## Information shown
******************************

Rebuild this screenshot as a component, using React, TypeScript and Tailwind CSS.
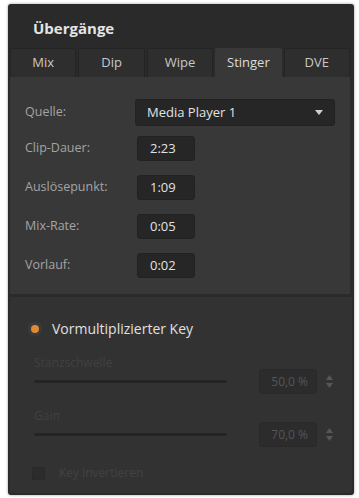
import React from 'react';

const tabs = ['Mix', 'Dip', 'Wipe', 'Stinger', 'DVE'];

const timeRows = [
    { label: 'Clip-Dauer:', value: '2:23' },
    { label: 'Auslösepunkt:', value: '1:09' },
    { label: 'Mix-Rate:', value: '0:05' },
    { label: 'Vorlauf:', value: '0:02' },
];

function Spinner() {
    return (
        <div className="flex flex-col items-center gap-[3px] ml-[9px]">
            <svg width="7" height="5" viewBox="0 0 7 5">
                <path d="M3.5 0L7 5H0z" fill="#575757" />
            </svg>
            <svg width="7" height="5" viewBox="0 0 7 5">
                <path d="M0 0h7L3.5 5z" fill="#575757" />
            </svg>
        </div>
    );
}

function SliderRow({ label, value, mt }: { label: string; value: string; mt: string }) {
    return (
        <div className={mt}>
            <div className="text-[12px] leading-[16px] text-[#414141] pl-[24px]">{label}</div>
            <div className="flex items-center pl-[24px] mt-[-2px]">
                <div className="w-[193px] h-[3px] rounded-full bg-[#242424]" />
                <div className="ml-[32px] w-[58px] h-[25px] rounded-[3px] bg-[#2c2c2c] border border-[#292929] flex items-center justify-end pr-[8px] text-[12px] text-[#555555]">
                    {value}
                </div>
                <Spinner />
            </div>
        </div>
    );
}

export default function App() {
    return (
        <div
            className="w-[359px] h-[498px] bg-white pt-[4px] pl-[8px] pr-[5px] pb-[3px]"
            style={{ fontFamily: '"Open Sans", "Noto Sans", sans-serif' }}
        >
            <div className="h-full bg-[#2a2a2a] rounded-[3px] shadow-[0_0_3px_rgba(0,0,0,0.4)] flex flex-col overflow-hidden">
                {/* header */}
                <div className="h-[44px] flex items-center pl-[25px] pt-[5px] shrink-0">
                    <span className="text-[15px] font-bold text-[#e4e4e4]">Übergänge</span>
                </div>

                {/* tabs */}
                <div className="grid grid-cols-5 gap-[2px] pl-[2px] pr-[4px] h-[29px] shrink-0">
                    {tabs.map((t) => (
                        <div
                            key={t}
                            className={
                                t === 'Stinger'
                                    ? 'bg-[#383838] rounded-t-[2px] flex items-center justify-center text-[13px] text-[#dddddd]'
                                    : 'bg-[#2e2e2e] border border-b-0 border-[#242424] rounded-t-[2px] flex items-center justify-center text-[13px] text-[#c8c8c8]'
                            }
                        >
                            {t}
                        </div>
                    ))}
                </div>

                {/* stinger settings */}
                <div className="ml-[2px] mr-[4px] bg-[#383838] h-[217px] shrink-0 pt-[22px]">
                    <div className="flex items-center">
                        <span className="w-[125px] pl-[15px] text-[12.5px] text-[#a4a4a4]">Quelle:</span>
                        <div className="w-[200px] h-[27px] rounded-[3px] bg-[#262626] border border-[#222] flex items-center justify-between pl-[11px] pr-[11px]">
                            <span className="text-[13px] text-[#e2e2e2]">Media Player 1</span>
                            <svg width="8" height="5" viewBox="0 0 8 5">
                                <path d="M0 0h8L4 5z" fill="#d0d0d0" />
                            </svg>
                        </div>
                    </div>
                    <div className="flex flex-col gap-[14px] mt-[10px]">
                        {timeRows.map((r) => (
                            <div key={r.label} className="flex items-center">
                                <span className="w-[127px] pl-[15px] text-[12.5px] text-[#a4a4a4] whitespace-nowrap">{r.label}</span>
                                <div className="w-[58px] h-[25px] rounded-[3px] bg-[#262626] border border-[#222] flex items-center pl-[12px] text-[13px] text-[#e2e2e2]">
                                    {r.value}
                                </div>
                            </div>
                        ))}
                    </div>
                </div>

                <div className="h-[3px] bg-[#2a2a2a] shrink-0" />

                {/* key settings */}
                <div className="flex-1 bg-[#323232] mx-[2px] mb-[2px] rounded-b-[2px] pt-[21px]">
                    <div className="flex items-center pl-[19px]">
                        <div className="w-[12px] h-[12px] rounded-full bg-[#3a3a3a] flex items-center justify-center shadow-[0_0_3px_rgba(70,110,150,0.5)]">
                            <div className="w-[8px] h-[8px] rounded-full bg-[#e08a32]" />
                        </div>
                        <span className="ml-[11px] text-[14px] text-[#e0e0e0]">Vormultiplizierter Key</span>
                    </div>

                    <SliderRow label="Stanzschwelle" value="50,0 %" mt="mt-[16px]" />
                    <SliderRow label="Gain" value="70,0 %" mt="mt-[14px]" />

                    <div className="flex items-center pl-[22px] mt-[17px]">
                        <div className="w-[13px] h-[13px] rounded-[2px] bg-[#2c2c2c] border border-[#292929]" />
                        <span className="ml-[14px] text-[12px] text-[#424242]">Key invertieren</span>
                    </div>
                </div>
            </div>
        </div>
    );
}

******************************

## Your objective
Without the pictures, repeat the listing above exactly.

## Solution to the exercise
Rebuild this screenshot as a component, using React, TypeScript and Tailwind CSS.
import React from 'react';

const tabs = ['Mix', 'Dip', 'Wipe', 'Stinger', 'DVE'];

const timeRows = [
    { label: 'Clip-Dauer:', value: '2:23' },
    { label: 'Auslösepunkt:', value: '1:09' },
    { label: 'Mix-Rate:', value: '0:05' },
    { label: 'Vorlauf:', value: '0:02' },
];

function Spinner() {
    return (
        <div className="flex flex-col items-center gap-[3px] ml-[9px]">
            <svg width="7" height="5" viewBox="0 0 7 5">
                <path d="M3.5 0L7 5H0z" fill="#575757" />
            </svg>
            <svg width="7" height="5" viewBox="0 0 7 5">
                <path d="M0 0h7L3.5 5z" fill="#575757" />
            </svg>
        </div>
    );
}

function SliderRow({ label, value, mt }: { label: string; value: string; mt: string }) {
    return (
        <div className={mt}>
            <div className="text-[12px] leading-[16px] text-[#414141] pl-[24px]">{label}</div>
            <div className="flex items-center pl-[24px] mt-[-2px]">
                <div className="w-[193px] h-[3px] rounded-full bg-[#242424]" />
                <div className="ml-[32px] w-[58px] h-[25px] rounded-[3px] bg-[#2c2c2c] border border-[#292929] flex items-center justify-end pr-[8px] text-[12px] text-[#555555]">
                    {value}
                </div>
                <Spinner />
            </div>
        </div>
    );
}

export default function App() {
    return (
        <div
            className="w-[359px] h-[498px] bg-white pt-[4px] pl-[8px] pr-[5px] pb-[3px]"
            style={{ fontFamily: '"Open Sans", "Noto Sans", sans-serif' }}
        >
            <div className="h-full bg-[#2a2a2a] rounded-[3px] shadow-[0_0_3px_rgba(0,0,0,0.4)] flex flex-col overflow-hidden">
                {/* header */}
                <div className="h-[44px] flex items-center pl-[25px] pt-[5px] shrink-0">
                    <span className="text-[15px] font-bold text-[#e4e4e4]">Übergänge</span>
                </div>

                {/* tabs */}
                <div className="grid grid-cols-5 gap-[2px] pl-[2px] pr-[4px] h-[29px] shrink-0">
                    {tabs.map((t) => (
                        <div
                            key={t}
                            className={
                                t === 'Stinger'
                                    ? 'bg-[#383838] rounded-t-[2px] flex items-center justify-center text-[13px] text-[#dddddd]'
                                    : 'bg-[#2e2e2e] border border-b-0 border-[#242424] rounded-t-[2px] flex items-center justify-center text-[13px] text-[#c8c8c8]'
                            }
                        >
                            {t}
                        </div>
                    ))}
                </div>

                {/* stinger settings */}
                <div className="ml-[2px] mr-[4px] bg-[#383838] h-[217px] shrink-0 pt-[22px]">
                    <div className="flex items-center">
                        <span className="w-[125px] pl-[15px] text-[12.5px] text-[#a4a4a4]">Quelle:</span>
                        <div className="w-[200px] h-[27px] rounded-[3px] bg-[#262626] border border-[#222] flex items-center justify-between pl-[11px] pr-[11px]">
                            <span className="text-[13px] text-[#e2e2e2]">Media Player 1</span>
                            <svg width="8" height="5" viewBox="0 0 8 5">
                                <path d="M0 0h8L4 5z" fill="#d0d0d0" />
                            </svg>
                        </div>
                    </div>
                    <div className="flex flex-col gap-[14px] mt-[10px]">
                        {timeRows.map((r) => (
                            <div key={r.label} className="flex items-center">
                                <span className="w-[127px] pl-[15px] text-[12.5px] text-[#a4a4a4] whitespace-nowrap">{r.label}</span>
                                <div className="w-[58px] h-[25px] rounded-[3px] bg-[#262626] border border-[#222] flex items-center pl-[12px] text-[13px] text-[#e2e2e2]">
                                    {r.value}
                                </div>
                            </div>
                        ))}
                    </div>
                </div>

                <div className="h-[3px] bg-[#2a2a2a] shrink-0" />

                {/* key settings */}
                <div className="flex-1 bg-[#323232] mx-[2px] mb-[2px] rounded-b-[2px] pt-[21px]">
                    <div className="flex items-center pl-[19px]">
                        <div className="w-[12px] h-[12px] rounded-full bg-[#3a3a3a] flex items-center justify-center shadow-[0_0_3px_rgba(70,110,150,0.5)]">
                            <div className="w-[8px] h-[8px] rounded-full bg-[#e08a32]" />
                        </div>
                        <span className="ml-[11px] text-[14px] text-[#e0e0e0]">Vormultiplizierter Key</span>
                    </div>

                    <SliderRow label="Stanzschwelle" value="50,0 %" mt="mt-[16px]" />
                    <SliderRow label="Gain" value="70,0 %" mt="mt-[14px]" />

                    <div className="flex items-center pl-[22px] mt-[17px]">
                        <div className="w-[13px] h-[13px] rounded-[2px] bg-[#2c2c2c] border border-[#292929]" />
                        <span className="ml-[14px] text-[12px] text-[#424242]">Key invertieren</span>
                    </div>
                </div>
            </div>
        </div>
    );
}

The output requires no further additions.